The common fly is a miracle of miniaturization, a tiny flying machine capable of split-second zigzags--and of outmaneuvering most humans. Now a group of scientists has peered at the pilot's brain and found that it too has some fancy moves. They have found a way to measure how efficiently a neuron encodes information and shown that a single neuron in the fly's eye, despite the electrically noisy environment, can handle a remarkable 100 binary bits per second (bps). The new technique, appearing in Physical Review Letters this month, could be a powerful tool for understanding how brains process information.

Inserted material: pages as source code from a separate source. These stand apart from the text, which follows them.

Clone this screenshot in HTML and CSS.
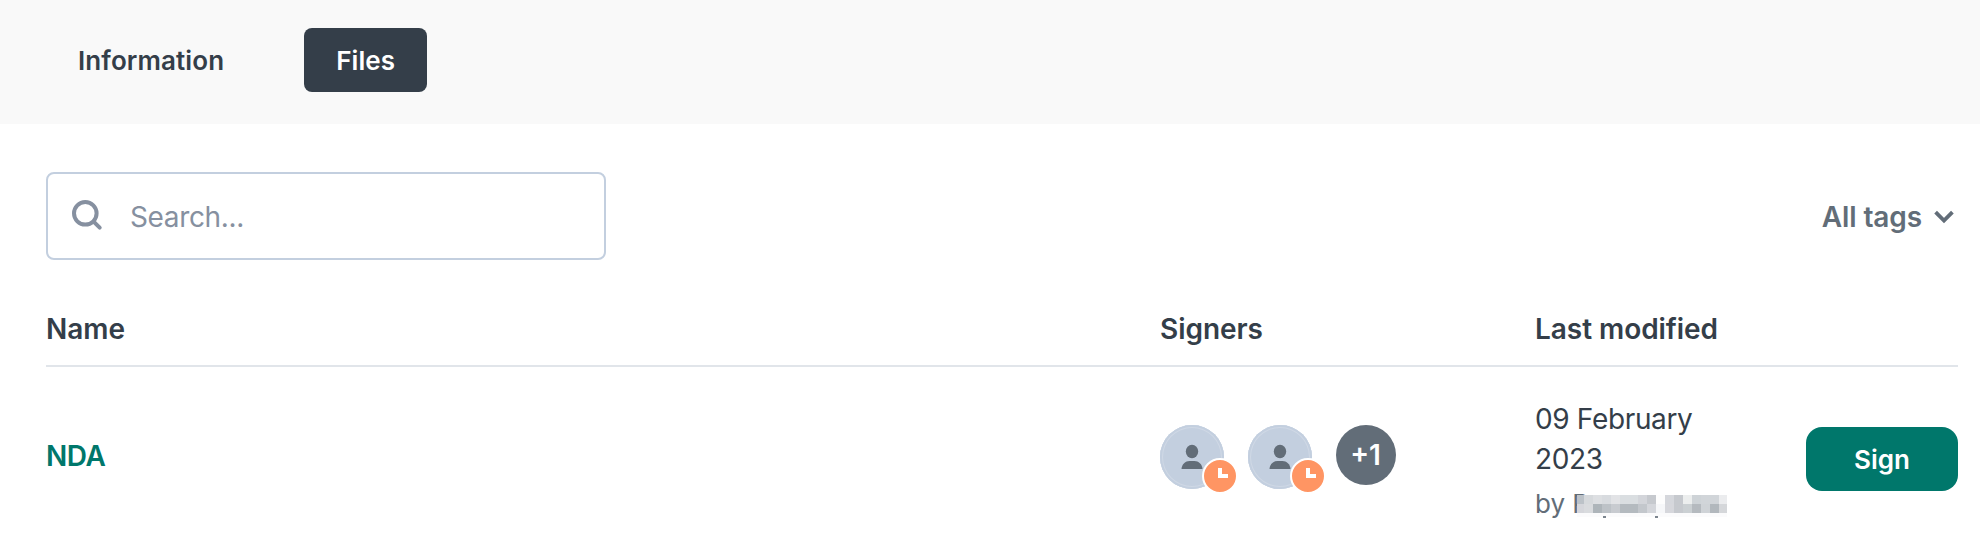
FILE: index.html
```html
<!DOCTYPE html>
<html lang="en">
<head>
  <meta charset="UTF-8" />
  <title>Files</title>
  <link rel="stylesheet" href="styles.css">
</head>
<body>

  <nav class="tabs">
    <a class="tab">Information</a>
    <a class="tab active">Files</a>
  </nav>

  <main class="content">

    <div class="toolbar">
      <label class="search">
        <svg class="search-icon" width="32" height="32" viewBox="0 0 32 32" fill="none" stroke="#8690a0" stroke-width="4" stroke-linecap="round">
          <circle cx="14.3" cy="13.3" r="11.3" />
          <path d="M22.600 21.600l6.100 6.100" />
        </svg>
        <input type="text" class="search-input" placeholder="Search..." />
      </label>
      <button type="button" class="filter">
        All tags
        <svg class="chevron" width="20" height="14" viewBox="0 0 20 14" fill="none" stroke="#626d78" stroke-width="3.8">
          <path d="M1.600 2.200l8.400 8.400 8.400-8.400" />
        </svg>
      </button>
    </div>

    <div class="row head">
      <div>Name</div>
      <div>Signers</div>
      <div>Last modified</div>
    </div>

    <div class="row file">
      <a class="file-name">NDA</a>
      <div class="signers">
        <div class="avatar">
          <svg width="22" height="26" viewBox="0 0 22 26" fill="#626d78">
            <ellipse cx="11" cy="7.5" rx="6.200" ry="6.800" />
            <path d="M.5 25c.3-5 4-8 8-8h5c4 0 7.700 3 8 8z" />
          </svg>
          <span class="badge"></span>
        </div>
        <div class="avatar">
          <svg width="22" height="26" viewBox="0 0 22 26" fill="#626d78">
            <ellipse cx="11" cy="7.5" rx="6.200" ry="6.800" />
            <path d="M.5 25c.3-5 4-8 8-8h5c4 0 7.700 3 8 8z" />
          </svg>
          <span class="badge"></span>
        </div>
        <div class="more">+1</div>
      </div>
      <div class="modified">
        <div class="date">09 February 2023</div>
        <div class="author">
          by R
          <!-- redacted name -->
          <svg class="redacted" width="150" height="26" viewBox="0 0 150 26" shape-rendering="crispEdges">
            <rect y="2" width="150" height="22" fill="#fbfbfc" />
            <rect x="0" y="2" width="7" height="9" fill="#bcc2c8" />
            <rect x="7" y="2" width="9" height="9" fill="#d6d9dc" />
            <rect x="16" y="2" width="9" height="9" fill="#dddfe2" />
            <rect x="25" y="2" width="9" height="9" fill="#d8dbdf" />
            <rect x="34" y="2" width="9" height="9" fill="#e2e3e6" />
            <rect x="43" y="2" width="18" height="9" fill="#dadee1" />
            <rect x="61" y="2" width="9" height="9" fill="#d3d5da" />
            <rect x="70" y="2" width="9" height="9" fill="#c6c9ce" />
            <rect x="79" y="2" width="9" height="9" fill="#fdfdfd" />
            <rect x="88" y="2" width="9" height="9" fill="#d5d7dc" />
            <rect x="97" y="2" width="9" height="9" fill="#c6c9ce" />
            <rect x="106" y="2" width="9" height="9" fill="#eceeee" />
            <rect x="115" y="2" width="9" height="9" fill="#ced3d7" />
            <rect x="124" y="2" width="18" height="9" fill="#d1d5d9" />
            <rect x="142" y="2" width="8" height="9" fill="#ebecee" />
            <rect x="0" y="11" width="7" height="9" fill="#d5d6db" />
            <rect x="7" y="11" width="9" height="9" fill="#d9dbde" />
            <rect x="16" y="11" width="9" height="9" fill="#aeb5ba" />
            <rect x="25" y="11" width="9" height="9" fill="#bdc2c7" />
            <rect x="34" y="11" width="9" height="9" fill="#c8cbd0" />
            <rect x="43" y="11" width="18" height="9" fill="#b4babf" />
            <rect x="61" y="11" width="9" height="9" fill="#c3c7cc" />
            <rect x="70" y="11" width="9" height="9" fill="#d4d6db" />
            <rect x="79" y="11" width="9" height="9" fill="#f6f7f9" />
            <rect x="88" y="11" width="9" height="9" fill="#d6d7dc" />
            <rect x="97" y="11" width="9" height="9" fill="#c6c9ce" />
            <rect x="106" y="11" width="9" height="9" fill="#cbd0d3" />
            <rect x="115" y="11" width="9" height="9" fill="#b5babf" />
            <rect x="124" y="11" width="9" height="9" fill="#cfd3d7" />
            <rect x="133" y="11" width="9" height="9" fill="#b2b8bd" />
            <rect x="142" y="11" width="8" height="9" fill="#d5d7da" />
            <rect x="26" y="23" width="3" height="2" fill="#7c858e" />
            <rect x="78" y="23" width="3" height="2" fill="#7c858e" />
          </svg>
        </div>
      </div>
      <button type="button" class="sign">Sign</button>
    </div>

  </main>

</body>
</html>
```
FILE: styles.css
```css
* {
  box-sizing: border-box;
}
body {
  margin: 0;
  font-family: Inter, sans-serif;
  font-size: 28px;
  color: #343e49;
  background-color: #fff;
}
button {
  font-family: inherit;
  border: none;
}
.tabs {
  display: flex;
  gap: 48px;
  height: 124px;
  padding: 28px 46px 32px;
  background-color: #f9f9f9;
}
.tab {
  padding: 1px 32px 0;
  font-size: 26px;
  font-weight: 600;
  line-height: 63px;
  letter-spacing: 0.1px;
  border-radius: 8px;
}
.tab.active {
  background-color: #343e49;
  color: #fff;
}
.content {
  padding: 48px 22px 0 46px;
}
.toolbar {
  display: flex;
  justify-content: space-between;
  align-items: center;
}
.search {
  display: flex;
  align-items: center;
  width: 560px;
  height: 88px;
  padding: 0 23px;
  border: 2px solid #c3cfdf;
  border-radius: 8px;
}
.search-icon {
  margin-right: 27px;
}
.search-input {
  flex: 1;
  min-width: 0;
  padding: 2px 0 0;
  font: inherit;
  letter-spacing: -0.35px;
  border: none;
  outline: none;
}
.search-input::placeholder {
  color: #8690a0;
}
.filter {
  display: flex;
  align-items: center;
  padding: 2px 4px 0 0;
  font-size: 28px;
  font-weight: 600;
  letter-spacing: -0.1px;
  color: #626d78;
  background: none;
}
.chevron {
  margin-left: 12px;
}
.row {
  display: grid;
  grid-template-columns: 1114px 375px 1fr 152px;
}
.head {
  height: 107px;
  padding-top: 49px;
  font-weight: 600;
  line-height: 40px;
  letter-spacing: -0.05px;
  border-bottom: 2px solid #e1e5ea;
}
.file {
  padding-top: 32px;
}
.file-name {
  margin-top: 37px;
  font-weight: 600;
  line-height: 40px;
  letter-spacing: -0.4px;
  color: #00776b;
}
.signers {
  display: flex;
  gap: 24px;
  padding-top: 26px;
}
.avatar {
  position: relative;
  display: flex;
  justify-content: center;
  width: 64px;
  height: 64px;
  padding-top: 19px;
  border-radius: 50%;
  background-color: #c3cfdf;
  box-shadow: inset 0 0 0 2px #c3cfdf, inset 0 0 0 3px #cfd8e5;
}
/* pending signature clock */
.badge {
  position: absolute;
  left: 42px;
  top: 33px;
  width: 36px;
  height: 36px;
  border: 2px solid #fff;
  border-radius: 50%;
  background-color: #ff9563;
}
.badge::after {
  content: "";
  position: absolute;
  left: 14px;
  top: 8px;
  width: 6px;
  height: 6px;
  border-left: 4px solid #fff;
  border-bottom: 4px solid #fff;
}
.more {
  width: 60px;
  height: 60px;
  padding-right: 1px;
  font-weight: 600;
  line-height: 61px;
  text-align: center;
  color: #fff;
  border-radius: 50%;
  background-color: #626d78;
}
.date {
  width: 200px;
  line-height: 40px;
  letter-spacing: -0.35px;
}
.author {
  display: flex;
  height: 49px;
  font-size: 26px;
  line-height: 49px;
  color: #626d78;
  white-space: nowrap;
}
.redacted {
  flex: none;
  margin: 14px 0 0 -12px;
  background: linear-gradient(#fff, #fff) 0 2px no-repeat;
}
.sign {
  height: 64px;
  margin-top: 28px;
  font-size: 26px;
  font-weight: 600;
  color: #fff;
  border-radius: 16px;
  background-color: #00776b;
}
```
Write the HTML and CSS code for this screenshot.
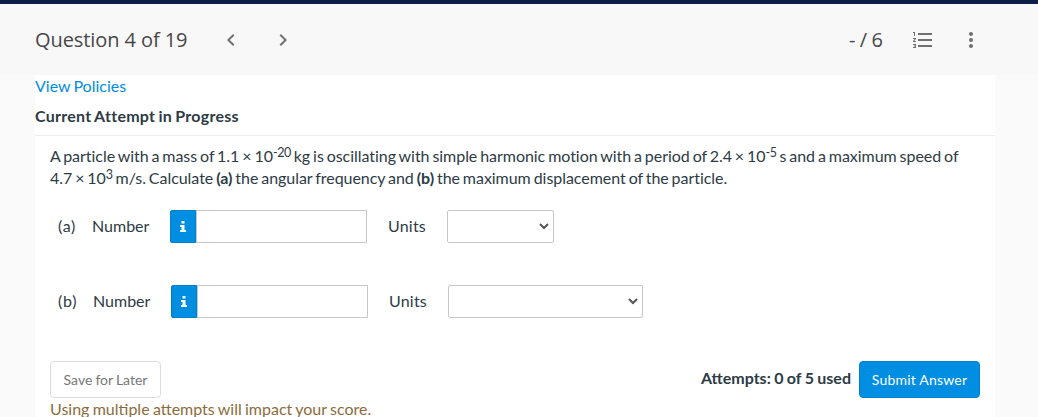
FILE: index.html
```html
<!DOCTYPE html>
<html lang="en">
<head>
  <meta charset="UTF-8">
  <meta name="viewport" content="width=device-width, initial-scale=1.0">
  <title>Question 4 of 19</title>
  <link rel="stylesheet" href="styles.css">
</head>
<body>
  <!-- Question header -->
  <header class="question-header">
    <h1 class="question-title">Question 4 of 19</h1>
    <button class="icon-button prev-button" aria-label="Previous question">
      <svg width="24" height="24" viewBox="0 0 24 24"><path d="M15.41 7.41L14 6l-6 6 6 6 1.41-1.41L10.83 12z"/></svg>
    </button>
    <button class="icon-button next-button" aria-label="Next question">
      <svg width="24" height="24" viewBox="0 0 24 24"><path d="M10 6L8.59 7.41 13.17 12l-4.58 4.59L10 18l6-6z"/></svg>
    </button>
    <div class="score">- / 6</div>
    <button class="icon-button list-button" aria-label="Question list">
      <svg width="24" height="24" viewBox="0 0 24 24"><path d="M2 17h2v.5H3v1h1v.5H2v1h3v-4H2v1zm1-9h1V4H2v1h1v3zm-1 3h1.800L2 13.100v.9h3v-1H3.200L5 10.900V10H2v1zm5-6v2h14V5H7zm0 14h14v-2H7v2zm0-6h14v-2H7v2z"/></svg>
    </button>
    <button class="icon-button more-button" aria-label="More options">
      <svg width="24" height="24" viewBox="0 0 24 24"><path d="M12 8c1.100 0 2-.9 2-2s-.9-2-2-2-2 .9-2 2 .9 2 2 2zm0 2c-1.100 0-2 .9-2 2s.9 2 2 2 2-.9 2-2-.9-2-2-2zm0 6c-1.100 0-2 .9-2 2s.9 2 2 2 2-.9 2-2-.9-2-2-2z"/></svg>
    </button>
  </header>

  <main class="panel">
    <a class="policies-link" href="#">View Policies</a>
    <h2 class="attempt-title">Current Attempt in Progress</h2>

    <section class="question">
      <p class="question-text">
        A particle with a mass of 1.1 × 10<sup>-20</sup> kg is oscillating with simple harmonic motion with a period of 2.4 × 10<sup>-5</sup> s and a maximum speed of 4.7 × 10<sup>3</sup> m/s. Calculate <b>(a)</b> the angular frequency and <b>(b)</b> the maximum displacement of the particle.
      </p>

      <div class="answer-row">
        <span class="part part-a">(a)</span>
        <label class="number-label" for="number-a">Number</label>
        <div class="input-group">
          <span class="info"><svg width="6" height="12" viewBox="0 0 6 12"><path d="M1.500 0h3v2.500h-3zM0 4h4.500v5H6v2H0v-2h1.500V6H0z"/></svg></span>
          <input class="number-input" id="number-a" type="text">
        </div>
        <label class="units-label" for="units-a">Units</label>
        <div class="select-wrap">
          <select class="units-select" id="units-a"></select>
          <svg class="caret" width="10" height="7" viewBox="0 0 10 7"><path d="M1 1l4 4 4-4"/></svg>
        </div>
      </div>

      <div class="answer-row answer-row-b">
        <span class="part part-b">(b)</span>
        <label class="number-label" for="number-b">Number</label>
        <div class="input-group">
          <span class="info"><svg width="6" height="12" viewBox="0 0 6 12"><path d="M1.500 0h3v2.500h-3zM0 4h4.500v5H6v2H0v-2h1.500V6H0z"/></svg></span>
          <input class="number-input" id="number-b" type="text">
        </div>
        <label class="units-label" for="units-b">Units</label>
        <div class="select-wrap select-wide">
          <select class="units-select" id="units-b"></select>
          <svg class="caret" width="10" height="7" viewBox="0 0 10 7"><path d="M1 1l4 4 4-4"/></svg>
        </div>
      </div>

      <div class="actions">
        <button class="btn btn-save">Save for Later</button>
        <span class="attempts">Attempts: 0 of 5 used</span>
        <button class="btn btn-submit">Submit Answer</button>
      </div>
      <p class="warning">Using multiple attempts will impact your score.</p>
    </section>
  </main>
</body>
</html>
```
FILE: styles.css
```css
* {
  box-sizing: border-box;
  margin: 0;
  padding: 0;
}

html, body {
  height: 100%;
  overflow: hidden;
}

body {
  display: flex;
  flex-direction: column;
  background: #fafafa;
  border-top: 4px solid #0f1e46;
  font-family: Lato, "Liberation Sans", sans-serif;
  font-size: 16px;
  line-height: 22px;
  color: #2d3b45;
}

/* Header */
.question-header {
  flex: none;
  display: flex;
  align-items: center;
  height: 71px;
  padding: 0 55px 0 35px;
  background: #f8f8f8;
}

.question-title,
.score {
  font-family: "Open Sans", sans-serif;
  font-size: 20px;
  font-weight: 400;
  color: #474747;
}

.question-title {
  width: 184px;
  letter-spacing: -0.08px;
  white-space: nowrap;
}

.score {
  margin-left: auto;
  word-spacing: -0.8px;
}

.icon-button {
  display: flex;
  width: 24px;
  height: 24px;
  border: none;
  background: none;
}

.icon-button svg {
  fill: #707070;
}

.next-button {
  margin-left: 28px;
}

.list-button {
  margin-left: 28px;
}

.more-button {
  margin-left: 24px;
}

/* Panel */
.panel {
  flex: 1;
  width: 960px;
  margin-left: 35px;
  background: #fff;
}

.policies-link {
  display: block;
  color: #008ee2;
  word-spacing: -1px;
  text-decoration: none;
}

.attempt-title {
  margin-top: 8px;
  font-size: 16px;
  font-weight: 700;
  letter-spacing: 0.27px;
  word-spacing: -1px;
}

.question {
  margin-top: 8px;
  padding: 9px 15px 0;
  border-top: 1px solid #ededed;
}

.question-text {
  letter-spacing: -0.04px;
  word-spacing: -1.13px;
}

.question-text sup {
  font-size: 12.5px;
  line-height: 0;
  letter-spacing: -0.4px;
  vertical-align: 5px;
}

/* Answer rows */
.answer-row {
  display: flex;
  align-items: center;
  height: 33px;
  margin-top: 21px;
  padding-left: 8px;
}

.answer-row-b {
  margin-top: 42px;
}

.part,
.number-label,
.units-label {
  padding-bottom: 2px;
}

.part {
  width: 34px;
  letter-spacing: 0.7px;
}

.part-b {
  width: 35px;
}

.number-label {
  width: 78px;
}

.input-group {
  display: flex;
  width: 197px;
  height: 33px;
}

.info {
  display: flex;
  align-items: center;
  justify-content: center;
  width: 26px;
  border: 1px solid #0081cd;
  border-radius: 2px 0 0 2px;
  background: #008ee2;
}

.info svg {
  fill: #fff;
}

.number-input {
  width: 171px;
  border: 1px solid #c7c7c7;
}

.units-label {
  width: 59px;
  margin-left: 21px;
  letter-spacing: 0.2px;
}

.select-wrap {
  position: relative;
  width: 107px;
  height: 33px;
}

.select-wide {
  width: 195px;
}

.units-select {
  width: 100%;
  height: 100%;
  border: 1px solid #c7c7c7;
  border-radius: 2px;
  background: #fff;
  appearance: none;
}

.caret {
  position: absolute;
  top: 13px;
  right: 5px;
  fill: none;
  stroke: #555;
  stroke-width: 2;
}

/* Footer actions */
.actions {
  display: flex;
  align-items: center;
  margin-top: 43px;
}

.btn {
  height: 37px;
  border: 1px solid #dcdcdc;
  border-radius: 4px;
  font-family: inherit;
  font-size: 14px;
  letter-spacing: 0.2px;
}

.btn-save {
  width: 111px;
  background: #fff;
  color: #777;
  letter-spacing: 0;
  word-spacing: -0.5px;
}

.attempts {
  margin-left: auto;
  margin-right: 8px;
  padding-bottom: 3px;
  font-weight: 700;
  word-spacing: -0.5px;
}

.btn-submit {
  width: 121px;
  border-color: #0081cd;
  background: #008ee2;
  color: #fff;
}

.warning {
  color: #8a6d3b;
  word-spacing: -0.8px;
}
```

Most neurons work like tiny computer modems--when they fire, that's like sending out a binary 1; when they don't, it's a 0. By watching the firing patterns of neurons in flies and other animals, scientists have been able to make rough estimates of the bandwidth--the maximum data rate--that a single neuron can carry. Those studies showed that the rate was at least 60 bps. Hoping to develop an absolute measure, biophysicist Steven Strong and colleagues at the NEC Research Institute in Princeton, New Jersey, hit on the idea of measuring the entropy or "disorder" of the electrical pulses passed on by the neuron. Entropy and information content are roughly equivalent, Strong explains, because "the more disordered something is, the more information you would need to describe it." Turning that equation around, if the fly is watching something complex, then the nerve pulses should appear disordered.
So Strong, who is now at the Institute for Advanced Study in Princeton, and colleagues buried a common fly up to its neck in wax and inserted an electrode near its H1 neuron, which fires when an object passes horizontally before the fly's eyes. Then they recorded the neuron's firing while the fly watched an oscilloscope that showed a random pattern of bars moving horizontally. A predictable pattern would not tax the visual neurons, but random motions would test the maximum capacity of the neuron to carry information. To estimate how much of the entropy in nerve-pulse timing represented information and how much was just random variation, they showed the fly the same sequence several times and looked to see how the response changed. The result, says Strong, was that about half of this bandwidth contained information.
The new method is "an important step forward," says Markus Meister, a biologist at Harvard University who has already applied it in similar studies of rabbit and salamander brains. There, too, he says, the technique reveals that the neurons pack in more information than researchers had expected.